Improving an asset's performance means improving the way it's managed, so we expected to see interest in improved information management.

The survey validates these beliefs and expectations, and shows what these companies think about information management in their enterprises. I'd like to share some of the findings from this timely research and then offer some insights about data quality improvements.

Global and Regional Anecdotes
There were distinct regional differences in the responses, but some universal beliefs emerged as well: High-quality data provides a significant commercial impact; spreadsheets rule the office reporting landscape; IT managers battle issues caused by disjointed reporting.

About half of the respondents indicated that poor quality data leads to higher costs, lower productivity, lower customer retention, or loss of revenue. As a result, 53% of the organizations surveyed have already implemented or are actively implementing a master data strategy and data governance strategy.

Most of the organizations in this study depend on multiple data sources for their business intelligence projects, although this varies by region. The UK averages eight sources, while Germany and Spain average only five. UK-based organizations are the least likely to have integrated these data sources.
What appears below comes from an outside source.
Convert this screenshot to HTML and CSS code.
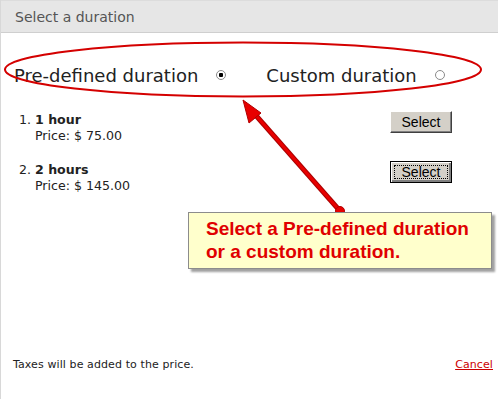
FILE: index.html
```html
<!DOCTYPE html>
<html lang="en">
  <head>
    <meta charset="UTF-8" />
    <title>Select a duration</title>
    <link rel="stylesheet" href="styles.css">
  </head>
  <body>
    <div class="dialog">
      <div class="title">Select a duration</div>

      <div class="choice">
        <label class="option">Pre-defined duration <input type="radio" name="kind" checked /></label>
        <label class="option">Custom duration <input type="radio" name="kind" /></label>
      </div>

      <ol class="durations">
        <li class="duration">
          <div class="info">
            <strong>1 hour</strong>
            <div>Price: $ 75.00</div>
          </div>
          <button class="btn">Select</button>
        </li>
        <li class="duration">
          <div class="info">
            <strong>2 hours</strong>
            <div>Price: $ 145.00</div>
          </div>
          <button class="btn focused">Select</button>
        </li>
      </ol>

      <div class="footer">
        <span>Taxes will be added to the price.</span>
        <a href="#">Cancel</a>
      </div>

      <!-- annotation on top of the screenshot -->
      <svg class="marks" width="498" height="399" viewBox="0 0 498 399">
        <ellipse cx="243" cy="69.5" rx="238" ry="27" fill="none" stroke="#d40000" stroke-width="2" />
        <line x1="340" y1="211" x2="252" y2="111" stroke="#a80000" stroke-width="5" />
        <line x1="340" y1="211" x2="252" y2="111" stroke="#e80000" stroke-width="3" />
        <polygon points="243,100 261,113 249,123" fill="#e80000" stroke="#b00000" stroke-width="1" />
        <circle cx="340" cy="211" r="4.5" fill="#e80000" stroke="#b00000" stroke-width="1" />
      </svg>

      <div class="callout">
        Select a Pre-defined duration<br />
        or a custom duration.
      </div>
    </div>
  </body>
</html>
```

FILE: styles.css
```css
body {
  margin: 0;
  background: #fff;
  font-family: "DejaVu Sans", Verdana, sans-serif;
  color: #222;
}

.dialog {
  position: relative;
  display: flex;
  flex-direction: column;
  height: 399px;
  border-left: 1px solid #d8d8d8;
  box-sizing: border-box;
}

.title {
  height: 33px;
  line-height: 33px;
  padding-left: 14px;
  background: #e6e6e6;
  border-top: 1px solid #dcdcdc;
  border-bottom: 1px solid #cfcfcf;
  box-sizing: border-box;
  font-size: 14px;
  color: #555;
}

.choice {
  display: flex;
  gap: 40px;
  margin-top: 31px;
  padding-left: 13px;
  height: 22px;
  align-items: center;
}

.option {
  display: flex;
  align-items: center;
  font-size: 18px;
  color: #222;
}

.option input {
  appearance: none;
  -webkit-appearance: none;
  box-sizing: border-box;
  width: 10px;
  height: 10px;
  margin: 0 0 0 18px;
  border: 1px solid #8a8a8a;
  border-radius: 50%;
  background: #fff;
}

.option input:checked {
  background: radial-gradient(circle, #000 0 2px, #fff 2.5px);
}

.durations {
  margin: 26px 0 0;
  padding-left: 34px;
  font-size: 12.6px;
  line-height: 16px;
}

.duration {
  margin-bottom: 18px;
}

.info {
  display: inline-block;
  vertical-align: top;
}

.btn {
  float: right;
  margin: -1px 46px 0 0;
  width: 62px;
  height: 22px;
  padding: 0;
  font-family: "Liberation Sans", Arial, sans-serif;
  font-size: 14px;
  color: #000;
  background: #d4d0c8;
  border: 1px solid;
  border-color: #fff #404040 #404040 #fff;
  box-shadow: inset -1px -1px 0 #808080;
}

.btn.focused {
  border: 1px solid #000;
  box-shadow: inset 1px 1px 0 #fff, inset -2px -2px 0 #808080;
  outline: 1px dotted #000;
  outline-offset: -5px;
}

.footer {
  margin-top: auto;
  display: flex;
  justify-content: space-between;
  padding: 0 5px 28px 12px;
  font-size: 11px;
  letter-spacing: 0.1px;
}

.footer a {
  color: #cc0000;
}

.marks {
  position: absolute;
  left: -1px;
  top: 0;
  pointer-events: none;
}

.callout {
  position: absolute;
  left: 187px;
  top: 212px;
  width: 304px;
  height: 57px;
  box-sizing: border-box;
  padding: 4px 0 0 17px;
  background: #ffffcc;
  border: 1px solid #8c8c8c;
  box-shadow: 3px 3px 2px #a0a0a0;
  font-family: "Liberation Sans", Arial, sans-serif;
  font-weight: bold;
  font-size: 19px;
  line-height: 23px;
  color: #e00000;
}
```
The way companies organize decision-making data also varies widely. Just look at some of the differences in Europe: Spanish firms deploy double the number of data marts as Dutch ones (73% versus 31%). In addition, respondents from Spain reported a relatively high incidence of real-time access to data (57%).
Another clear signal emerging from the survey is that data quality issues will need to support the increasing need for real-time and mobile access, both of which are increasing rapidly.

Mitigating Data Chaos

Successful data governance depends on applying consistent data-quality procedures to every information source across your business, both internal and external. (Avoid the historically popular but untenable belief that data cleansing is something that happens on the way to the data warehouse.) Some of the needed data-quality management methods include the following:

Profiling is the process of gathering statistics about enterprise data. What are its primary characteristics and attributes? Which users access it most frequently? Does it have out-of-bounds data values? Profiling data helps you identify data quality problems and prioritize cleansing activities.

Cleansing alters existing data based on pre-defined business rules and criteria. The cleansing process appends missing entries, corrects data errors, and automatically standardizes data to specific formats.

Merging and matching automatically uncovers related entries within the same system - or across multiple systems - and makes them consistent.

Some organizations rely on scoring to more effectively evaluate data quality and prioritize problems. They assign a number to every data record, providing insight into its lineage and quality. Not all data should be treated equally; for example, customer information should be scored more strictly than data about office-supply inventory.

Automating the Process

The earlier you catch data quality problems, the easier and more cost-effective it will be to solve them. That means that your data quality process (including people, policies, and technology) should be a consistent feature of every application, feed, or system where relevant data is created or imported. Ideally, your process will help you:

• Cleanse and reconcile data across all relevant transactional and analytical     applications
• Improve and enrich customer information coming from all sales and customer support channels
• Validate and correct incomplete records within customer profiles
• Ensure quality throughout software integration projects
• Validate data input via online self-service applications
• Cleanse and unify data during system migrations.

This is clearly bigger than a one-time project or a simple process: It's a complete program. Treat it like one. Set goals based on how your data needs to perform for you, identify metrics on what you want to achieve, and then manage it for the long haul. If you want your data to perform for you, you need to be among the 53% of companies that are engaged in data quality and master data management initiatives, and ultimately you should measure your success on how well you compete against the other 47%.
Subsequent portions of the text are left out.